**SHORT EXERCISE:**
Locate each line with the string "React" in the listing below and copy it.

**PROVIDED MATERIAL:**
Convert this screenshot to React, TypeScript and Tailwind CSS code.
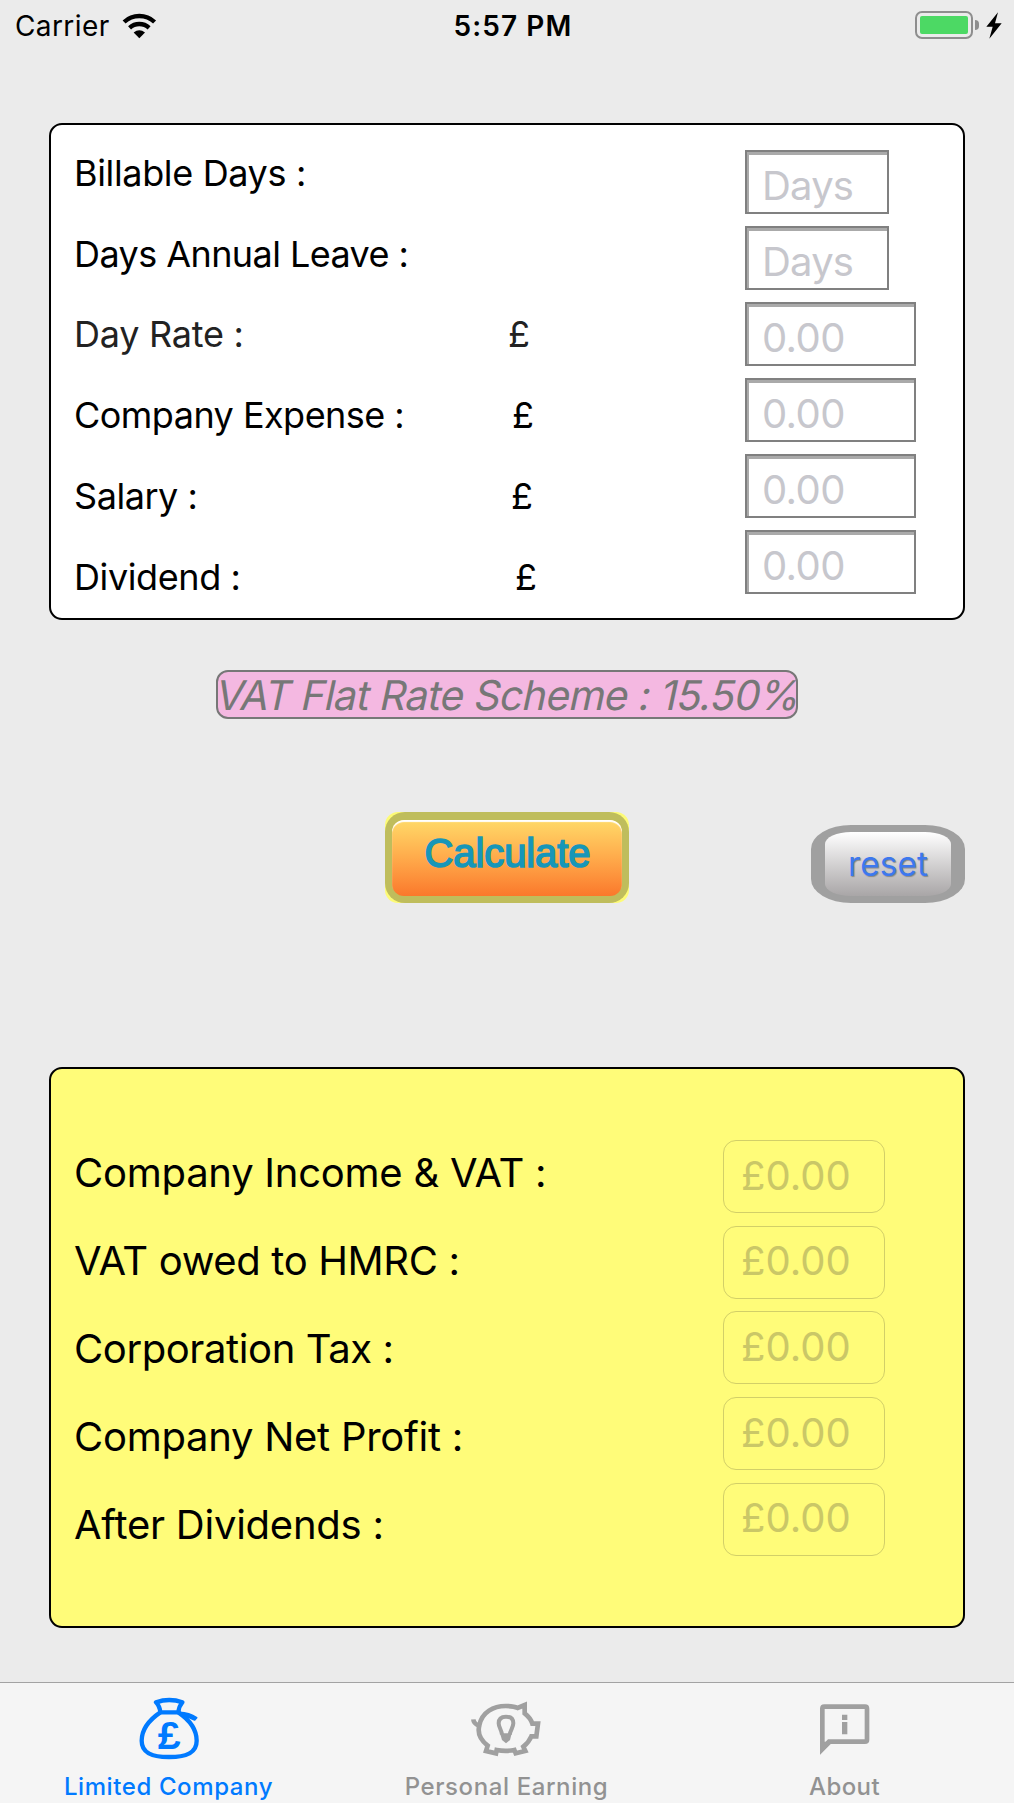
import React from "react";

type InputRow = {
  label: string;
  track: string;
  hint: string;
  width: string;
  tone: string;
  pound?: string;
};

const inputRows: InputRow[] = [
  { label: "Billable Days :", track: "tracking-[-0.35px]", hint: "Days", width: "w-[144px]", tone: "text-black" },
  { label: "Days Annual Leave :", track: "tracking-[-0.57px]", hint: "Days", width: "w-[144px]", tone: "text-black" },
  { label: "Day Rate :", track: "tracking-[-0.25px]", hint: "0.00", width: "w-[171px]", tone: "text-[#222222]", pound: "pl-[2px]" },
  { label: "Company Expense :", track: "tracking-[-0.53px]", hint: "0.00", width: "w-[171px]", tone: "text-black", pound: "pl-[6px]" },
  { label: "Salary :", track: "tracking-[-0.45px]", hint: "0.00", width: "w-[171px]", tone: "text-black", pound: "pl-[5px]" },
  { label: "Dividend :", track: "tracking-[-0.4px]", hint: "0.00", width: "w-[171px]", tone: "text-black", pound: "pl-[9px]" },
];

const resultRows = [
  { label: "Company Income & VAT :", track: "tracking-[-0.25px]" },
  { label: "VAT owed to HMRC :", track: "tracking-[-0.35px]" },
  { label: "Corporation Tax :", track: "tracking-[-0.4px]" },
  { label: "Company Net Profit :", track: "tracking-[-0.27px]" },
  { label: "After Dividends :", track: "tracking-[-0.25px]" },
];

function WifiIcon() {
  return (
    <svg className="h-[26px] w-[35px]" viewBox="367 34 105 78" fill="none" stroke="#000" strokeWidth="13">
      <path d="M373.3 61A67 67 0 0 1 464.7 61" />
      <path d="M389.7 78.6A43 43 0 0 1 448.3 78.6" />
      <path d="M402 92.5Q419 79 436 92.5L419 110Z" fill="#000" stroke="none" />
    </svg>
  );
}

function Battery() {
  return (
    <div className="flex items-center">
      <div className="h-[28px] w-[58px] rounded-[7px] border-2 border-[#8e8e8e] p-[3px]">
        <div className="h-full w-full rounded-[2px] bg-[#4cd964]" />
      </div>
      <div className="ml-[2px] h-[10px] w-[4px] rounded-r-full bg-[#8e8e8e]" />
      <svg className="ml-[7px] h-[27px] w-[16px]" viewBox="320 34 48 81">
        <path d="M356 35L321 78H340L330 114L367 68H347L356 35Z" fill="#000" />
      </svg>
    </div>
  );
}

function MoneyBagIcon() {
  return (
    <svg className="h-[64px] w-[62px]" viewBox="294 78 186 192" fill="none" stroke="#007aff" strokeWidth="13" strokeLinejoin="round">
      <path d="M348 97Q388 83 427 97Q417 108 415 127H361Q359 108 348 97Z" />
      <path d="M361 127C330 148 305 178 305 212C305 250 338 261 387 261C437 261 470 250 470 212C470 178 446 148 415 127" />
      <path d="M418 127Q448 128 470 143L464 150Q448 142 432 138Z" fill="#007aff" strokeWidth="5" />
      <text x="387" y="237" textAnchor="middle" fontFamily="Liberation Mono" fontWeight="700" fontSize="122" fill="#007aff" stroke="none">£</text>
    </svg>
  );
}

function PiggyIcon() {
  return (
    <svg className="h-[58px] w-[72px]" viewBox="241 92 216 174" fill="none" stroke="#a0a0a0" strokeWidth="14">
      <path d="M269 168C277 128 312 110 348 110C363 110 378 113 384 116L405 107V132Q423 146 428 163H445L440 201H425C419 215 410 225 401 232L407 245L378 252L374 242Q348 247 321 242L319 252L289 245L294 229C270 210 263 190 269 168Z" />
      <path d="M251 150Q252 163 268 169" />
      <path d="M337 196C336 182 327 174 327 162C327 148 336 142 349 142C362 142 371 148 371 162C371 174 362 182 360 196" strokeWidth="12" />
      <path d="M331 192H366L361 212L349 222L337 212Z" fill="#a0a0a0" stroke="none" />
    </svg>
  );
}

function InfoBubbleIcon() {
  return (
    <svg className="h-[51px] w-[51px]" viewBox="116 102 153 153" fill="none" stroke="#a0a0a0" strokeWidth="14">
      <path d="M126 236V116Q126 110 132 110H254Q260 110 260 116V209Q260 215 254 215H146Z" />
      <path d="M119 254V215L158 215Z" fill="#a0a0a0" stroke="none" />
      <path d="M193 134V150M193 156V193" strokeWidth="16" />
    </svg>
  );
}

export default function App() {
  return (
    <div className="flex h-[1803px] w-[1014px] flex-col overflow-hidden bg-[#ebebeb] font-['Inter',sans-serif] text-black">
      <header className="mb-[72px] grid h-[51px] shrink-0 grid-cols-3 items-center">
        <div className="flex items-center gap-[12px] pl-[15px]">
          <span className="text-[28px] leading-none tracking-[0.4px]">Carrier</span>
          <WifiIcon />
        </div>
        <div className="pl-[12px] text-center text-[28px] leading-none font-semibold tracking-[1.1px]">5:57 PM</div>
        <div className="flex justify-end pr-[12px] pb-px">
          <Battery />
        </div>
      </header>

      <section className="mx-[49px] flex h-[497px] shrink-0 rounded-[13px] border-2 border-black bg-white pl-[23px]">
        <div className="flex w-[432px] flex-col pt-[7.4px]">
          {inputRows.map((row) => (
            <div key={row.label} className={`flex h-[80.8px] items-center text-[36px] leading-none whitespace-nowrap ${row.track} ${row.tone}`}>
              {row.label}
            </div>
          ))}
        </div>
        <div className="flex w-[239px] flex-col pt-[7.4px]">
          {inputRows.map((row) => (
            <div key={row.label} className={`flex h-[80.8px] items-center text-[36px] leading-none ${row.tone} ${row.pound ?? ""}`}>
              {row.pound ? "£" : ""}
            </div>
          ))}
        </div>
        <div className="flex flex-col gap-[12px] pt-[25px]">
          {inputRows.map((row) => (
            <div key={row.label} className={`h-[64px] border-2 border-[#808080] ${row.width}`}>
              <div className="flex h-full items-center border-t-[3px] border-l-2 border-[#aaaaaa] pt-[4px] pl-[13px] text-[40px] leading-none text-[#c7c7cd]">
                {row.hint === "0.00" ? <span className="tracking-[-0.6px]">{row.hint}</span> : <span className="tracking-[-0.8px]">{row.hint}</span>}
              </div>
            </div>
          ))}
        </div>
      </section>

      <div className="mt-[50px] ml-[216px] flex h-[49px] w-[582px] shrink-0 items-center justify-center rounded-[12px] border-2 border-[#777777] bg-[#f4b8e1]">
        <span className="inline-block -skew-x-12 pt-px pl-[3px] text-[41px] leading-[44px] tracking-[-0.68px] whitespace-nowrap text-[#777777]">
          VAT Flat Rate Scheme : 15.50%
        </span>
      </div>

      <div className="mx-[49px] mt-[93px] grid h-[91px] shrink-0 grid-cols-3 items-end">
        <button className="col-start-2 h-[91px] w-[244px] justify-self-center rounded-[13px] bg-[#fdfb76]">
          <span className="block h-full w-full rounded-[20px] bg-[#bfbd5c] px-[7px] pt-[8px] pb-[7px]">
            <span className="flex h-full w-full items-center justify-center rounded-[12px] bg-linear-to-b from-[#fed968] to-[#fa782b] pb-[11px] pl-px font-['Liberation_Sans',sans-serif] text-[40px] leading-none tracking-[-0.1px] text-[#1796b8] shadow-[inset_0_2px_1px_#ffffff] [-webkit-text-stroke:1.6px_#1796b8]">
              Calculate
            </span>
          </span>
        </button>
        <button className="h-[78px] w-[154px] justify-self-end rounded-[40px/24px] bg-[#a0a0a0] px-[14px] py-[7px]">
          <span className="flex h-full w-full items-center justify-center rounded-[26px/12px] bg-linear-to-b from-white to-[#a9a6a7] pt-px text-[33.5px] leading-none text-[#3d78ee] [text-shadow:1px_1px_1px_#888]">
            reset
          </span>
        </button>
      </div>

      <section className="mx-[49px] mt-[164px] flex h-[561px] shrink-0 rounded-[13px] border-2 border-black bg-[#fffc79] pl-[23px]">
        <div className="flex w-[649px] flex-col pt-[60px]">
          {resultRows.map((row) => (
            <div key={row.label} className={`flex h-[88px] items-center text-[40px] leading-none whitespace-nowrap ${row.track}`}>
              {row.label}
            </div>
          ))}
        </div>
        <div className="flex flex-col gap-[12.7px] pt-[71px]">
          {resultRows.map((row) => (
            <div key={row.label} className="flex h-[73px] w-[162px] items-center rounded-[13px] border border-[#d2cf68] pb-[2px] pl-[17px] text-[40px] leading-none text-[#cac767]">
              £0.00
            </div>
          ))}
        </div>
      </section>

      <nav className="mt-auto grid h-[121px] shrink-0 grid-cols-3 border-t border-[#a3a3a3] bg-[#f5f5f5] text-[24px] leading-none font-medium text-[#929292]">
        <div className="flex flex-col items-center text-[#007aff]">
          <div className="flex h-[92px] items-center pb-[3px]"><MoneyBagIcon /></div>
          <span className="pr-px tracking-[0.6px]">Limited Company</span>
        </div>
        <div className="flex flex-col items-center">
          <div className="flex h-[92px] items-center pr-[2px]"><PiggyIcon /></div>
          <span className="pr-px tracking-[0.6px]">Personal Earning</span>
        </div>
        <div className="flex flex-col items-center">
          <div className="flex h-[92px] items-center pr-[2px]"><InfoBubbleIcon /></div>
          <span className="pr-px tracking-[0.4px]">About</span>
        </div>
      </nav>
    </div>
  );
}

**RESULT OF THE EXERCISE:**
Convert this screenshot to React, TypeScript and Tailwind CSS code.
import React from "react";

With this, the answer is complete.